If being a dominant force in the domains of cyber warfare wasn’t enough, Denney was selected as one of the first individuals to hold a special experience identifier noting her unique qualifications to perform gender analyses for missions across the DOD. In cyber career fields, enlisted Airmen normally only obtain it for their 8570 certification requirements that include Security+, a global certification that validates the baseline skills necessary to perform core security functions and pursue an IT security career.

“In a hybrid between both my civilian capacity and my capacity on base, I worked with Women’s Peace and Security and became a certified gender focal point," said Denney. “Earlier in 2023, I helped facilitate a course on training other gender focal points for the DOD and to include Air Force and Space Force out of the National Capital Region.”

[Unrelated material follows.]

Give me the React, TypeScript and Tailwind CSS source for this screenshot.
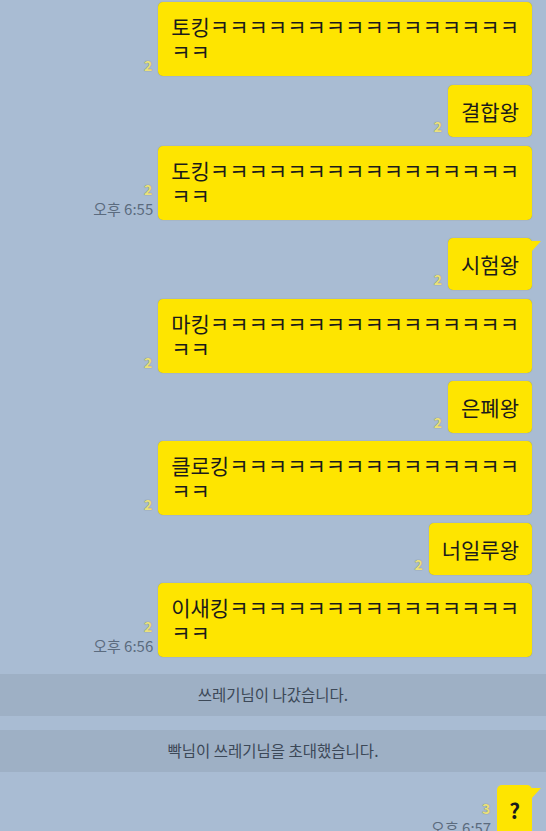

As a GFP, Denney advocates for and incorporates gender perspectives and analysis for missions across the DOD. While it shares some similarities with diversity and inclusion initiatives, GFPs take information gathered by DI efforts, operationalize it and take it to the battlefield.

“When you're going to or setting up a FOB [forward operating base], what unique things do you have to account for? Like what is the culture of the career fields that will be there initially, and what do they have to have? How do you look at the different types of people that we have in the DOD to basically make them more efficient across our missions. You get to have those conversations about who people really are. And that kind of ‘whole Airman concept' is the culture that we have."

Denney's ability to seamlessly navigate both the strategic and tactical realms of cyber operations positions her as a key player in the framework of the 911th CS.